Chi ha buona memoria ricorderà che, in Italia, a gettare benzina sul fuoco ci pensò l’allora ministro per le Riforme, Roberto Calderoli, che si presentò in tv con una t-shirt che riproduceva le vignette, generando un’esplosione di rabbia e alcuni morti a Bengasi, nella Libia ancora gheddafiana. Le vignette incriminate furono poi acquisite dalla Biblioteca reale danese e finirono in un Museo dei fumetti. Ma nel frattempo, l’11 febbraio del 2008, i servizi segreti bloccarono ad Aarhus quattro presunti jihadisti, sospettati di preparare un attentato a uno dei vignettisti, il settantatreenne Kurt Westergaard, che aveva ritratto Maometto con una bomba nel turbante.
Anche il Charlie Hebdo divenne un target: alla fine del 2011 la redazione fu completamente distrutta da un incendio doloso e il sito del giornale finì vittima di un attacco hacker dopo un numero speciale denominato «Sharia Hebdo». Per un periodo i giornalisti furono ospitati dal quotidiano Libération. Che il giornale fosse ad altissimo rischio era cosa risaputa da anni, dunque, al punto che davanti alla redazione di regola stazionavano un paio di agenti di polizia, un po’ com’era accaduto al manifesto dopo la bomba neofascista del 2000. Ma le misure di sicurezza non sono bastate.
Se si volesse andare invece alla ricerca di qualche segnale più vicino nel tempo, non si può non partire da quanto accaduto alla vigilia delle ultime elezioni europee a Bruxelles, quando un uomo armato di kalashnikov era entrato nel Museo ebraico e ucciso quattro persone, tra i quali due visitatori israeliani. Una decina di giorni dopo l’autore della strage fu arrestato a Marsiglia, ma non è mai stato chiarito se avesse agito da solo e chi fossero i mandanti. Quel che è interessante è però la ricostruzione del profilo dell’attentatore. Mehdi Nemmouche, un ventinovenne di origini tunisine ma con passaporto francese, veniva da Roubaix, la città più povera e con il più alto tasso di disoccupazione della Francia. Era stato arrestato cinque volte e condannato sette, sempre per reati comuni. Non propriamente il curriculum di un estremista islamico, piuttosto quello di un giovane che vive di espedienti in una realtà difficile. Ma Nemmouche, uscito dal carcere, alla fine del 2012 aveva fatto perdere ogni traccia di sé e con ogni probabilità era finito in Siria. Al ritorno, era un altro uomo, addestrato a colpire in Europa. Il giorno dell’arresto gli fu sequestrato un kalashnikov avvolto in un telo nero con lo stemma dello Stato islamico in Iraq e nel Levante. È quest’ultima dinamica che, forse, riesce a spiegare più di tutte come i reclutatori dell’islamismo più intransigente riescono a trarre linfa dal malcontento delle periferie francesi.

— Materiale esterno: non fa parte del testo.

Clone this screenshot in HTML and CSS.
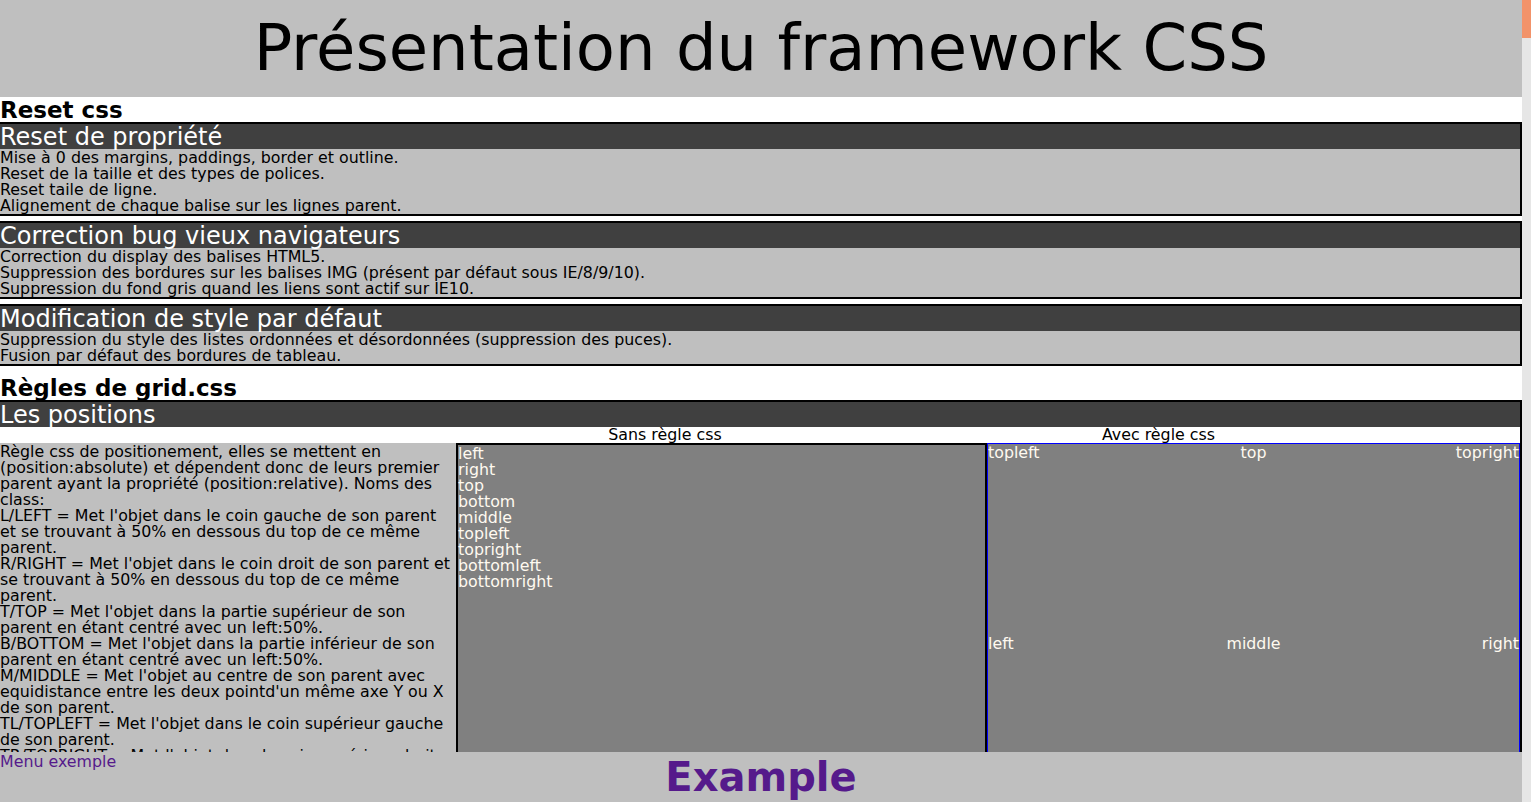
FILE: index.html
```html
<!DOCTYPE html>
<html lang="fr">
<head>
<meta charset="utf-8">
<title>Présentation du framework CSS</title>
<link rel="stylesheet" href="styles.css">
</head>
<body>
<header class="site-header">
  <h1 class="site-title">Présentation du framework CSS</h1>
</header>
<main class="page">
  <section class="topic">
    <h2 class="topic-title">Reset css</h2>
    <article class="block">
      <h3 class="block-title">Reset de propriété</h3>
      <div class="block-body">
        <p>Mise à 0 des margins, paddings, border et outline.</p>
        <p>Reset de la taille et des types de polices.</p>
        <p>Reset taile de ligne.</p>
        <p>Alignement de chaque balise sur les lignes parent.</p>
      </div>
    </article>
    <article class="block">
      <h3 class="block-title">Correction bug vieux navigateurs</h3>
      <div class="block-body">
        <p>Correction du display des balises HTML5.</p>
        <p>Suppression des bordures sur les balises IMG (présent par défaut sous IE/8/9/10).</p>
        <p>Suppression du fond gris quand les liens sont actif sur IE10.</p>
      </div>
    </article>
    <article class="block">
      <h3 class="block-title">Modification de style par défaut</h3>
      <div class="block-body">
        <p>Suppression du style des listes ordonnées et désordonnées (suppression des puces).</p>
        <p>Fusion par défaut des bordures de tableau.</p>
      </div>
    </article>
  </section>
  <section class="topic">
    <h2 class="topic-title">Règles de grid.css</h2>
    <article class="block block-open">
      <h3 class="block-title">Les positions</h3>
      <div class="captions">
        <span class="caption caption-sans">Sans règle css</span>
        <span class="caption caption-avec">Avec règle css</span>
      </div>
      <div class="demo">
        <div class="demo-text">
          <p>Règle css de positionement, elles se mettent en (position:absolute) et dépendent donc de leurs premier parent ayant la propriété (position:relative). Noms des class:</p>
          <p>L/LEFT = Met l'objet dans le coin gauche de son parent et se trouvant à 50% en dessous du top de ce même parent.</p>
          <p>R/RIGHT = Met l'objet dans le coin droit de son parent et se trouvant à 50% en dessous du top de ce même parent.</p>
          <p>T/TOP = Met l'objet dans la partie supérieur de son parent en étant centré avec un left:50%.</p>
          <p>B/BOTTOM = Met l'objet dans la partie inférieur de son parent en étant centré avec un left:50%.</p>
          <p>M/MIDDLE = Met l'objet au centre de son parent avec equidistance entre les deux pointd'un même axe Y ou X de son parent.</p>
          <p>TL/TOPLEFT = Met l'objet dans le coin supérieur gauche de son parent.</p>
          <p>TR/TOPRIGHT = Met l'objet dans le coin supérieur droit de son parent.</p>
          <p>BL/BOTTOMLEFT = Met l'objet dans le coin inférieur gauche de son parent.</p>
          <p>BR/BOTTOMRIGHT = Met l'objet dans le coin inférieur droit de son parent.</p>
        </div>
        <div class="demo-box demo-sans">
          <div>left</div>
          <div>right</div>
          <div>top</div>
          <div>bottom</div>
          <div>middle</div>
          <div>topleft</div>
          <div>topright</div>
          <div>bottomleft</div>
          <div>bottomright</div>
        </div>
        <div class="demo-box demo-avec">
          <div class="pos pos-left">left</div>
          <div class="pos pos-right">right</div>
          <div class="pos pos-top">top</div>
          <div class="pos pos-bottom">bottom</div>
          <div class="pos pos-middle">middle</div>
          <div class="pos pos-topleft">topleft</div>
          <div class="pos pos-topright">topright</div>
          <div class="pos pos-bottomleft">bottomleft</div>
          <div class="pos pos-bottomright">bottomright</div>
        </div>
      </div>
    </article>
  </section>
</main>
<footer class="site-footer">
  <a class="footer-menu" href="#">Menu exemple</a>
  <a class="footer-example" href="#">Example</a>
</footer>
<div class="scrollbar" aria-hidden="true"><div class="scrollbar-thumb"></div></div>
</body>
</html>
```
FILE: styles.css
```css
* {
  box-sizing: border-box;
}

body {
  margin: 0 9px 0 0;
  font-family: "DejaVu Sans", Verdana, sans-serif;
  font-size: 15.84px;
  line-height: 16px;
  color: #000;
  background: #fff;
}

p, h1, h2, h3 {
  margin: 0;
}

.site-header {
  background: #bfbfbf;
  height: 97px;
}

.site-title {
  font-size: 64px;
  font-weight: normal;
  line-height: 97px;
  text-align: center;
}

.page {
  padding-bottom: 50px;
}

.topic {
  padding-bottom: 4px;
}

.topic-title {
  font-size: 23px;
  font-weight: bold;
  line-height: 26px;
  height: 25px;
}

.block {
  border-top: 2px solid #000;
  border-right: 2px solid #000;
  border-bottom: 3px solid #000;
  margin-bottom: 5px;
}

.block-open {
  border-bottom: 0;
}

.block-title {
  background: #404040;
  color: #fff;
  font-size: 24px;
  font-weight: normal;
  line-height: 26px;
  height: 25px;
}

.block-body {
  background: #bfbfbf;
  padding-top: 1px;
  margin-bottom: -1px;
}

.captions {
  display: grid;
  grid-template-columns: 533px 264px 1fr;
  height: 16px;
  background: #fff;
}

.caption {
  white-space: nowrap;
}

.caption-sans {
  grid-column: 2;
  justify-self: center;
}

.caption-avec {
  grid-column: 3;
  justify-self: center;
}

.demo {
  display: flex;
  align-items: flex-start;
}

.demo-text {
  width: 456px;
  flex: none;
  background: #bfbfbf;
  min-height: 400px;
  padding-top: 1px;
}

.demo-box {
  background: #808080;
  color: #fffaf0;
  height: 402px;
}

.demo-sans {
  width: 531px;
  flex: none;
  border: 2px solid #000;
  padding-top: 1px;
}

.demo-avec {
  flex: 1;
  position: relative;
  border: 1px solid #0000ff;
}

.pos {
  position: absolute;
  white-space: nowrap;
}

.pos-topleft { top: 1px; left: 0; }
.pos-top { top: 1px; left: 50%; transform: translateX(-50%); }
.pos-topright { top: 1px; right: 0; }
.pos-left { top: 50%; left: 0; transform: translateY(-50%); }
.pos-middle { top: 50%; left: 50%; transform: translate(-50%, -50%); }
.pos-right { top: 50%; right: 0; transform: translateY(-50%); }
.pos-bottomleft { bottom: 0; left: 0; }
.pos-bottom { bottom: 0; left: 50%; transform: translateX(-50%); }
.pos-bottomright { bottom: 0; right: 0; }

.site-footer {
  position: fixed;
  left: 0;
  right: 9px;
  bottom: 0;
  height: 50px;
  background: #bfbfbf;
  display: grid;
}

.site-footer a {
  grid-area: 1 / 1;
  color: #551a8b;
  text-decoration: none;
}

.footer-menu {
  justify-self: start;
  align-self: start;
  font-size: 15.84px;
  line-height: 20px;
}

.footer-example {
  justify-self: center;
  font-size: 40px;
  font-weight: bold;
  line-height: 50px;
}

.scrollbar {
  position: fixed;
  top: 0;
  right: 0;
  width: 9px;
  height: 100vh;
  background: #e6e6e6;
}

.scrollbar-thumb {
  height: 38px;
  background: #f2936a;
}
```
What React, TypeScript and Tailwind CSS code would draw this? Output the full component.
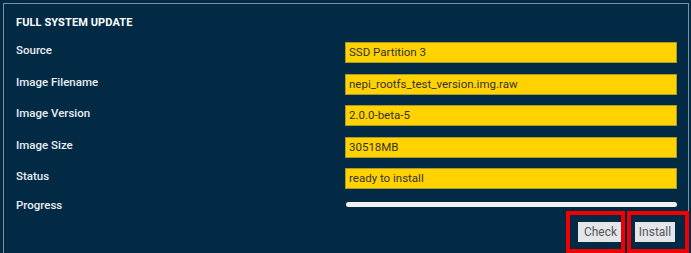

È nella banlieue parigina di Clichy-sous-Bois che, nel 2006, la morte di due minorenni, fulminati in una cabina elettrica nella quale avevano cercato riparo per sfuggire alla polizia, aveva provocato una rivolta che aveva mostrato come la Francia fosse già un gigante malato, dai gravi problemi sociali. Che il Paese fosse nel mirino degli estremisti islamici (legati alla galassia di Al Qaeda o al recente Isis) era chiaro dopo le minacce per l’intervento armato in Mali, lo scorso anno, e dopo la decapitazione, un mese fa in Algeria, di un turista, Hervé Gourdel.
Meno pregnanti e forse solo significativi di un clima di scontro nel quale anche il gesto di un folle può risultare politicizzato, invece, paiono le azioni disperate come quella di un lupo solitario di 44 anni che lo scorso Natale ha accelerato con il suo furgone fino a schiantarsi contro un chioschetto che vendeva vin brulé in un mercatino natalizio, travolgendo undici persone e uccidendone una, o dello squilibrato che a Digione ha investito tredici passanti con la sua auto. Testimonianze di una Francia sull’orlo di una crisi di nervi, dove l’estrema destra di Marine Le Pen cavalca la marea anti-islamista che monta in tutta Europa e si candida a governare un Paese in guerra con se stesso.